>>>>>
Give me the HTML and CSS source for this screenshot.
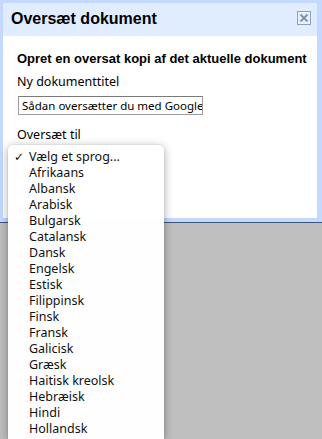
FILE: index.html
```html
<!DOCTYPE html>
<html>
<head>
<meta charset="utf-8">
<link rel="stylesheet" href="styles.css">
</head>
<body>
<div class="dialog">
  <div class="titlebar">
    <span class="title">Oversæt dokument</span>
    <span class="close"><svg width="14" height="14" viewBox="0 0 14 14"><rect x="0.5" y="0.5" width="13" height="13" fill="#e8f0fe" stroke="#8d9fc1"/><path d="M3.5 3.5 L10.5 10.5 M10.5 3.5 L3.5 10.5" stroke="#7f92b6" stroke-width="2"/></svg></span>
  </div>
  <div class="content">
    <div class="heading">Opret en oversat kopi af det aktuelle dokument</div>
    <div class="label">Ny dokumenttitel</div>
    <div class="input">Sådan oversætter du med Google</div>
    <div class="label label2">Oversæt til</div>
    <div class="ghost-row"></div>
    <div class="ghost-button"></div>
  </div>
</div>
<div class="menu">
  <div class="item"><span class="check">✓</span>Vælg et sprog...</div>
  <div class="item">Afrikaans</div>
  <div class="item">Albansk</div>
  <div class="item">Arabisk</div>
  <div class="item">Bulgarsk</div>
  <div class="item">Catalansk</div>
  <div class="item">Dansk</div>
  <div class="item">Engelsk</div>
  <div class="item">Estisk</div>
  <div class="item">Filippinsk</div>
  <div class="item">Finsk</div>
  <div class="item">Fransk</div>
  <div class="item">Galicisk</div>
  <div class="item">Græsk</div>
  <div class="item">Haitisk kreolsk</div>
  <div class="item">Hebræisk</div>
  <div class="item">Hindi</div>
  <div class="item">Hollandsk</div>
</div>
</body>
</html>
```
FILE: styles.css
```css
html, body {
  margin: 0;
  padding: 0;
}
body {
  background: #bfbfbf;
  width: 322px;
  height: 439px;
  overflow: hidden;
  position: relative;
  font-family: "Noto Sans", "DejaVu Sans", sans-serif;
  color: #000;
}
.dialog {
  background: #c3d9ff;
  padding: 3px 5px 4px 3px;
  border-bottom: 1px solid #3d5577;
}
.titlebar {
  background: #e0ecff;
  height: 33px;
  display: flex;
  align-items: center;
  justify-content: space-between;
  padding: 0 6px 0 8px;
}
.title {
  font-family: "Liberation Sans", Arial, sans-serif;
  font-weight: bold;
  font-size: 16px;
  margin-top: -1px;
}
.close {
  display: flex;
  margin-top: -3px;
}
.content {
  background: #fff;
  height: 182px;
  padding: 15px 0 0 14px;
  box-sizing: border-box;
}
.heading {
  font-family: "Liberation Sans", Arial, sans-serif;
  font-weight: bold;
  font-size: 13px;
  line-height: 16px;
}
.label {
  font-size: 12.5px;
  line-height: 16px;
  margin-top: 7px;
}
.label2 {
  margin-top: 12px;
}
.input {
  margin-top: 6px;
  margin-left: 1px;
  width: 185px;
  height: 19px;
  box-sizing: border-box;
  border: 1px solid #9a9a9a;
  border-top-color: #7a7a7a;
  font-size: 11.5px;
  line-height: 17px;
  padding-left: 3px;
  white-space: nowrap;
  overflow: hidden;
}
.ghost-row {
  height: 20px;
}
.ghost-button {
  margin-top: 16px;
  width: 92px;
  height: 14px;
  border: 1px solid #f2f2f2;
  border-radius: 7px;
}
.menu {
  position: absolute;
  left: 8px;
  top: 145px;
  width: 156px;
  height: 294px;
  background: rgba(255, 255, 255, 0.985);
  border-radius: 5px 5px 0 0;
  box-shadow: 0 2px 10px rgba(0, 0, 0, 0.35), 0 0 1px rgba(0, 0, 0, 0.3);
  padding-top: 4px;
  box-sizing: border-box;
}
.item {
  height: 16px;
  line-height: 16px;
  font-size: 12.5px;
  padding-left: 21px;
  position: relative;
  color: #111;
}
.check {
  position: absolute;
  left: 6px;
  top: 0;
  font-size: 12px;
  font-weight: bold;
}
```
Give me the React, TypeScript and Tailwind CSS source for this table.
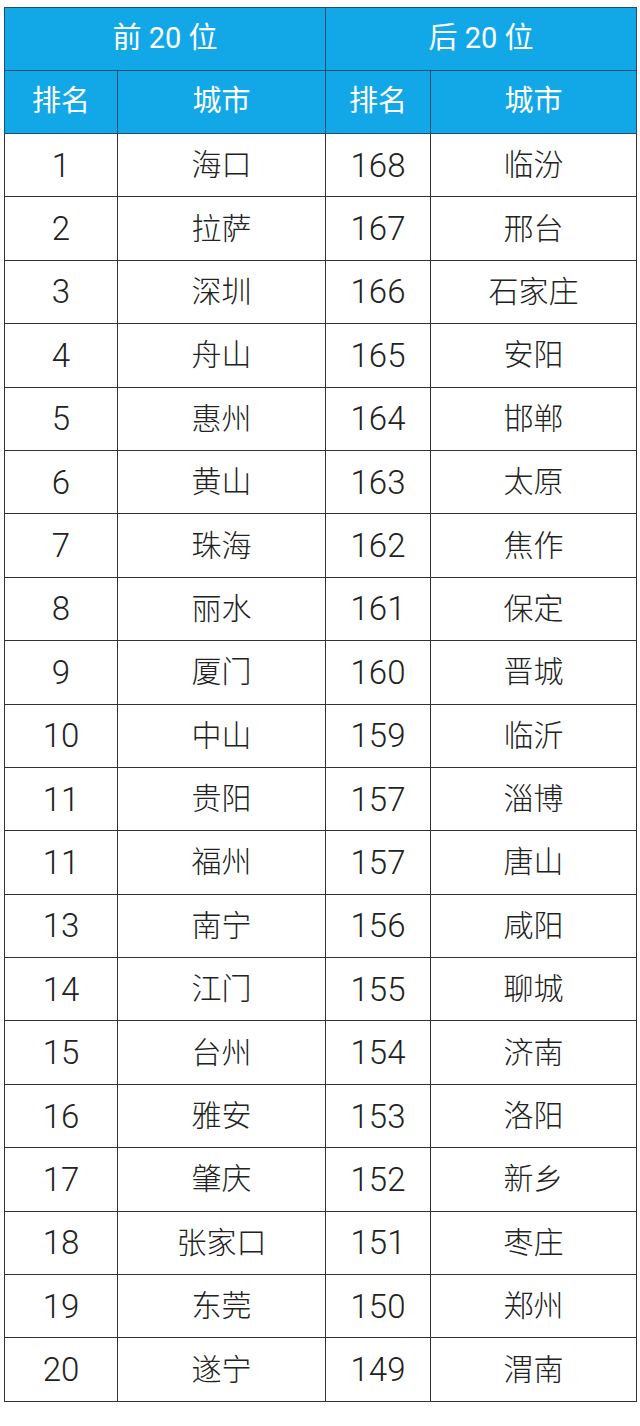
<<<<<
** What is required **
Without including any picture, retype the entries exactly.

** Output for this task **
Give me the HTML and CSS source for this screenshot.
FILE: index.html
```html
<!DOCTYPE html>
<html>
<head>
<meta charset="utf-8">
<link rel="stylesheet" href="styles.css">
</head>
<body>
<div class="dialog">
  <div class="titlebar">
    <span class="title">Oversæt dokument</span>
    <span class="close"><svg width="14" height="14" viewBox="0 0 14 14"><rect x="0.5" y="0.5" width="13" height="13" fill="#e8f0fe" stroke="#8d9fc1"/><path d="M3.5 3.5 L10.5 10.5 M10.5 3.5 L3.5 10.5" stroke="#7f92b6" stroke-width="2"/></svg></span>
  </div>
  <div class="content">
    <div class="heading">Opret en oversat kopi af det aktuelle dokument</div>
    <div class="label">Ny dokumenttitel</div>
    <div class="input">Sådan oversætter du med Google</div>
    <div class="label label2">Oversæt til</div>
    <div class="ghost-row"></div>
    <div class="ghost-button"></div>
  </div>
</div>
<div class="menu">
  <div class="item"><span class="check">✓</span>Vælg et sprog...</div>
  <div class="item">Afrikaans</div>
  <div class="item">Albansk</div>
  <div class="item">Arabisk</div>
  <div class="item">Bulgarsk</div>
  <div class="item">Catalansk</div>
  <div class="item">Dansk</div>
  <div class="item">Engelsk</div>
  <div class="item">Estisk</div>
  <div class="item">Filippinsk</div>
  <div class="item">Finsk</div>
  <div class="item">Fransk</div>
  <div class="item">Galicisk</div>
  <div class="item">Græsk</div>
  <div class="item">Haitisk kreolsk</div>
  <div class="item">Hebræisk</div>
  <div class="item">Hindi</div>
  <div class="item">Hollandsk</div>
</div>
</body>
</html>
```
FILE: styles.css
```css
html, body {
  margin: 0;
  padding: 0;
}
body {
  background: #bfbfbf;
  width: 322px;
  height: 439px;
  overflow: hidden;
  position: relative;
  font-family: "Noto Sans", "DejaVu Sans", sans-serif;
  color: #000;
}
.dialog {
  background: #c3d9ff;
  padding: 3px 5px 4px 3px;
  border-bottom: 1px solid #3d5577;
}
.titlebar {
  background: #e0ecff;
  height: 33px;
  display: flex;
  align-items: center;
  justify-content: space-between;
  padding: 0 6px 0 8px;
}
.title {
  font-family: "Liberation Sans", Arial, sans-serif;
  font-weight: bold;
  font-size: 16px;
  margin-top: -1px;
}
.close {
  display: flex;
  margin-top: -3px;
}
.content {
  background: #fff;
  height: 182px;
  padding: 15px 0 0 14px;
  box-sizing: border-box;
}
.heading {
  font-family: "Liberation Sans", Arial, sans-serif;
  font-weight: bold;
  font-size: 13px;
  line-height: 16px;
}
.label {
  font-size: 12.5px;
  line-height: 16px;
  margin-top: 7px;
}
.label2 {
  margin-top: 12px;
}
.input {
  margin-top: 6px;
  margin-left: 1px;
  width: 185px;
  height: 19px;
  box-sizing: border-box;
  border: 1px solid #9a9a9a;
  border-top-color: #7a7a7a;
  font-size: 11.5px;
  line-height: 17px;
  padding-left: 3px;
  white-space: nowrap;
  overflow: hidden;
}
.ghost-row {
  height: 20px;
}
.ghost-button {
  margin-top: 16px;
  width: 92px;
  height: 14px;
  border: 1px solid #f2f2f2;
  border-radius: 7px;
}
.menu {
  position: absolute;
  left: 8px;
  top: 145px;
  width: 156px;
  height: 294px;
  background: rgba(255, 255, 255, 0.985);
  border-radius: 5px 5px 0 0;
  box-shadow: 0 2px 10px rgba(0, 0, 0, 0.35), 0 0 1px rgba(0, 0, 0, 0.3);
  padding-top: 4px;
  box-sizing: border-box;
}
.item {
  height: 16px;
  line-height: 16px;
  font-size: 12.5px;
  padding-left: 21px;
  position: relative;
  color: #111;
}
.check {
  position: absolute;
  left: 6px;
  top: 0;
  font-size: 12px;
  font-weight: bold;
}
```
Give me the React, TypeScript and Tailwind CSS source for this table.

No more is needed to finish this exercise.